There are two types of galaxies in the Universe: roughly half are "alive" galaxies which produce stars, while the other half are "dead" ones which don't.
Alive galaxies such as the Milky Way are rich in the cold gas -- mostly hydrogen -- needed to produce new stars, while dead galaxies have very low supplies, Xinhua news agency reported.
Previous studies have come up with two main hypotheses for galactic death: either the cold gas needed to produce new stars is suddenly "sucked" out of the galaxies by internal or external forces, or the supply of incoming cold gas is somehow stopped, slowly strangling the galaxy to death over a prolonged period of time, according to the report recently published by the Journal Nature.

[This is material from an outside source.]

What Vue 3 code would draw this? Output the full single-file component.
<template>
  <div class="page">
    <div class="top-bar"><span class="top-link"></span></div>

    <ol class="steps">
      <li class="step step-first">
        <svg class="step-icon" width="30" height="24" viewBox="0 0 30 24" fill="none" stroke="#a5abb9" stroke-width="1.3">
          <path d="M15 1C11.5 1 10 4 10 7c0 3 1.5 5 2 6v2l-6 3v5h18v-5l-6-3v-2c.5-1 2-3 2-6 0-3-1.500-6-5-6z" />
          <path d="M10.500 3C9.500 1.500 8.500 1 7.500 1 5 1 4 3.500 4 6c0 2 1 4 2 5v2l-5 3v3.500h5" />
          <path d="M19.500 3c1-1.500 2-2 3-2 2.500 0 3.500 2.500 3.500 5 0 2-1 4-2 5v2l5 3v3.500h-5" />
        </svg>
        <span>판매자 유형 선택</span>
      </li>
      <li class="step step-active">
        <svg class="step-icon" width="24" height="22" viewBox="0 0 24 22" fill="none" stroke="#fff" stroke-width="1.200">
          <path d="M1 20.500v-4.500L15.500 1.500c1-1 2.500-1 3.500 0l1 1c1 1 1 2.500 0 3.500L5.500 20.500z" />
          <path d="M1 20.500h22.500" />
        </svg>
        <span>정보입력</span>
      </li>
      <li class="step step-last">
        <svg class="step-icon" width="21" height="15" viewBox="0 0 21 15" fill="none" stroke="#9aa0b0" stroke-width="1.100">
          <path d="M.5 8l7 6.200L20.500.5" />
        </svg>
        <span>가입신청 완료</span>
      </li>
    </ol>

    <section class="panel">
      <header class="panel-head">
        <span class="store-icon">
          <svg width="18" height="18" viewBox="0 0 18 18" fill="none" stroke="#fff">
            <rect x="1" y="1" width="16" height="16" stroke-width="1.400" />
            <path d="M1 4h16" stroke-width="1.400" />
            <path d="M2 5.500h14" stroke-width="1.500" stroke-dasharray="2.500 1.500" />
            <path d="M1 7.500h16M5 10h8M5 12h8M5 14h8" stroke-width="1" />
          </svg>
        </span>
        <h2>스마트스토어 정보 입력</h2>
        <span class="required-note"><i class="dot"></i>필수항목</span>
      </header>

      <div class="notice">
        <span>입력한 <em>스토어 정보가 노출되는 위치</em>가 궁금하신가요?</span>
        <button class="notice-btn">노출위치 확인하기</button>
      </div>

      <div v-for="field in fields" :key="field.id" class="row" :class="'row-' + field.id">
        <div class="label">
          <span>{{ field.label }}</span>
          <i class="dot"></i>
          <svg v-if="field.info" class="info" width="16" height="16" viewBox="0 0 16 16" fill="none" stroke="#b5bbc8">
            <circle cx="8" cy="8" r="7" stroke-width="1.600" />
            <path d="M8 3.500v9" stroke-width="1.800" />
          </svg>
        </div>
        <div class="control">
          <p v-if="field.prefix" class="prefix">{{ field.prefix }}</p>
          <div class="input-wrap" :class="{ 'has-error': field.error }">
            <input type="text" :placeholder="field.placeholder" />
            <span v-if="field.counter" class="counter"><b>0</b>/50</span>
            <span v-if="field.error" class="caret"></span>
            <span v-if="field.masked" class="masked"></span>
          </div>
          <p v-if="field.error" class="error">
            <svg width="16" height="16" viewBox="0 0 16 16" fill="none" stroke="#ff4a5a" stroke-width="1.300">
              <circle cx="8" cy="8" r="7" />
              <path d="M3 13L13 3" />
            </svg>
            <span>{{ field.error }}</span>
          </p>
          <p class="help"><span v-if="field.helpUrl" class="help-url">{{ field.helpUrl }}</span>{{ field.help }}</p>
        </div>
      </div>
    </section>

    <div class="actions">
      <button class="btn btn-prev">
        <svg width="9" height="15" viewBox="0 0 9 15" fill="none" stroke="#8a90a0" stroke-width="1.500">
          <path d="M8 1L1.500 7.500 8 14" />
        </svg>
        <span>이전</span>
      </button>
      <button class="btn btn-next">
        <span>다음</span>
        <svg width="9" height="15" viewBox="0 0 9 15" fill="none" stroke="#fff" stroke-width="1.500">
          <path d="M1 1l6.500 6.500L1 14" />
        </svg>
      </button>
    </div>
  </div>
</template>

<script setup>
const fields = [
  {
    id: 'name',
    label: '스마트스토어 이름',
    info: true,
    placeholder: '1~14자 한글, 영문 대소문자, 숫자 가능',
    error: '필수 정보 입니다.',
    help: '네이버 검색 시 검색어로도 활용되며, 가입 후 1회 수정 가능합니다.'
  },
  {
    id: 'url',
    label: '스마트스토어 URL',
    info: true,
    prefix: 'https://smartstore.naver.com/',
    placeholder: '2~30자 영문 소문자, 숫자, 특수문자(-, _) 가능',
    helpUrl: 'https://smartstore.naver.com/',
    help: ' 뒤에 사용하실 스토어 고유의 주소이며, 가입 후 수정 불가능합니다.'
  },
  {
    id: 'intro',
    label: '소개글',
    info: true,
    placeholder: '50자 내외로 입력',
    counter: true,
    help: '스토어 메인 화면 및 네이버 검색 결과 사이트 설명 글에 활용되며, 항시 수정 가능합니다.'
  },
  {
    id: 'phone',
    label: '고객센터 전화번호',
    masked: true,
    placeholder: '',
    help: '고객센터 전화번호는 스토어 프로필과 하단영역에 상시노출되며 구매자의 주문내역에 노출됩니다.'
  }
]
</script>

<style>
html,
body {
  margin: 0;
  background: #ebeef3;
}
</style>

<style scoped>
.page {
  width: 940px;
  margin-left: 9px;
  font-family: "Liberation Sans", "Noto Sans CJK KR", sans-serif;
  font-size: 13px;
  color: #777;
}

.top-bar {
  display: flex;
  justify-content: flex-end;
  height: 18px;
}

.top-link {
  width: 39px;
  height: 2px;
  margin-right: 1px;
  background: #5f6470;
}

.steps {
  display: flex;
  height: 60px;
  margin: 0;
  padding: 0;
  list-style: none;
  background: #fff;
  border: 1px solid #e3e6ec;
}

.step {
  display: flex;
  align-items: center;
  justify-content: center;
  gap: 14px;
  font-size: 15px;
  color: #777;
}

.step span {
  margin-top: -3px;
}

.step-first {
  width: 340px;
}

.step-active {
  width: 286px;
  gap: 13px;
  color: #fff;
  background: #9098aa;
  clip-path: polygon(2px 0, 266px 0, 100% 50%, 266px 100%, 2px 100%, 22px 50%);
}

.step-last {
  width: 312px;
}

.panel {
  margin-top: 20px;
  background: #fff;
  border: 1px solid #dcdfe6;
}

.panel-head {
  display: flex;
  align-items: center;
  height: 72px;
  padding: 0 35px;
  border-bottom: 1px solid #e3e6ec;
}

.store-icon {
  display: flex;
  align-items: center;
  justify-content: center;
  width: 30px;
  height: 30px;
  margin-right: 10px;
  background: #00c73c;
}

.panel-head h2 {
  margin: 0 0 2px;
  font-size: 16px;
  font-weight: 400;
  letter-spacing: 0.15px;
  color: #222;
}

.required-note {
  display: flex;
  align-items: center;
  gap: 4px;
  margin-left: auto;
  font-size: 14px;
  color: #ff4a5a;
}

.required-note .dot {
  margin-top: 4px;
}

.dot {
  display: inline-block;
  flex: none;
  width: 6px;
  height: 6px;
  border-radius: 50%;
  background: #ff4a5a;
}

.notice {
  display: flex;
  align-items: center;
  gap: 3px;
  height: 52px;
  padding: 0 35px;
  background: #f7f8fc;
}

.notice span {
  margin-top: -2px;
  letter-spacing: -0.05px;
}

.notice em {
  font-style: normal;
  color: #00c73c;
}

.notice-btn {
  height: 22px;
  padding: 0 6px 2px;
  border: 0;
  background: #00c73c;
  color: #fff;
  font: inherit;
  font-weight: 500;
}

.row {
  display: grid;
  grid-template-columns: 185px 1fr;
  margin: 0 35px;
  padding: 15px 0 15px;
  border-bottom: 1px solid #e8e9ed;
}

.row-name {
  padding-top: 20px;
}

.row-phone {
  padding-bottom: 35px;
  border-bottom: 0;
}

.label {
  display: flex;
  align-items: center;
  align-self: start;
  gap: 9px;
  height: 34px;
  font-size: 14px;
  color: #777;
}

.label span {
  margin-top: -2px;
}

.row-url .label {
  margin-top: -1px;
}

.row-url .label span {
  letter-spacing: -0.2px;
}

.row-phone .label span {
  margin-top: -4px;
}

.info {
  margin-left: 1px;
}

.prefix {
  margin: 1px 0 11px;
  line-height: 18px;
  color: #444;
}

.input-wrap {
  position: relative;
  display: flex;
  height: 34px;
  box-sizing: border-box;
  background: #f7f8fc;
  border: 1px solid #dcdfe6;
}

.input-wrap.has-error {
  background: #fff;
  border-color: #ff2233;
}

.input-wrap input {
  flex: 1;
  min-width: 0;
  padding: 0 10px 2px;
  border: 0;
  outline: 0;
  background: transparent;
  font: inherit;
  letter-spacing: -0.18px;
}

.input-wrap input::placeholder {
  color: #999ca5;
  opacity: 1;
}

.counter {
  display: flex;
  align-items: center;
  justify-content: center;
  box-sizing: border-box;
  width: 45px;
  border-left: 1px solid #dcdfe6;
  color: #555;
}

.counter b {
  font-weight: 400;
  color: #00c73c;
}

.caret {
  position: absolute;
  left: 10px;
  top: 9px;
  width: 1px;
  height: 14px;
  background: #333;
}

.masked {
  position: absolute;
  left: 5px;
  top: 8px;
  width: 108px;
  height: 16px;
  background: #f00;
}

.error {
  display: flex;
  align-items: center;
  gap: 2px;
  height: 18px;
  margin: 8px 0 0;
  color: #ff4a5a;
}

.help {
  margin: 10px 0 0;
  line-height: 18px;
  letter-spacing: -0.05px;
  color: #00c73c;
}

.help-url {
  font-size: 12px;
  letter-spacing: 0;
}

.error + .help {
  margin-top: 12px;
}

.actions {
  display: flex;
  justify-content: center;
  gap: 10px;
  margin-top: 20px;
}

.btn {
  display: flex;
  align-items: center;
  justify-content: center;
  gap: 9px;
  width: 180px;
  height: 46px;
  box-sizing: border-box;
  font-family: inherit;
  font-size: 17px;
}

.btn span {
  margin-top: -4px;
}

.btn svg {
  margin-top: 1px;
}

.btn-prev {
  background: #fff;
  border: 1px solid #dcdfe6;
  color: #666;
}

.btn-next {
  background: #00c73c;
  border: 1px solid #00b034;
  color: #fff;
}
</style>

To answer the question, researchers from the University of Cambridge and the Royal Observatory Edinburgh used data from the Sloan Digital Sky Survey to analyze metal levels in more than 26,000 average-sized galaxies located in our corner of the universe, according to the report.
Researchers have found that levels of metals contained in dead galaxies provide key "fingerprints", making it possible to determine the cause of death.
If galaxies are killed by outflows suddenly pulling the cold gas out of the galaxies, then the metal content of a dead galaxy should be the same as just before it died, as star formation would abruptly stop.
In the case of death by strangulation however, the metal content of the galaxy would keep rising and eventually stop, as star formation could continue until the existing cold gas gets completely used up.
Roberto Maiolino, co-author of the new study, said they found that for a given stellar mass, the metal content of a dead galaxy is significantly higher than a star-forming galaxy of similar mass, and "this isn't what we'd expect to see in the case of sudden gas removal, but it is consistent with the strangulation scenario".
The researchers were then able to independently test their results by looking at the stellar age difference between star-forming and dead galaxies. They said the conclusion is in agreement with the time it would take for a star-forming galaxy to be strangled to death as well.
Yingjie Peng of the Cambridge University, the paper's lead author, said the next step is to figure out what's causing such strangulation.
"We know the cause of death, but we don't yet know who the murderer is, although there are a few suspects."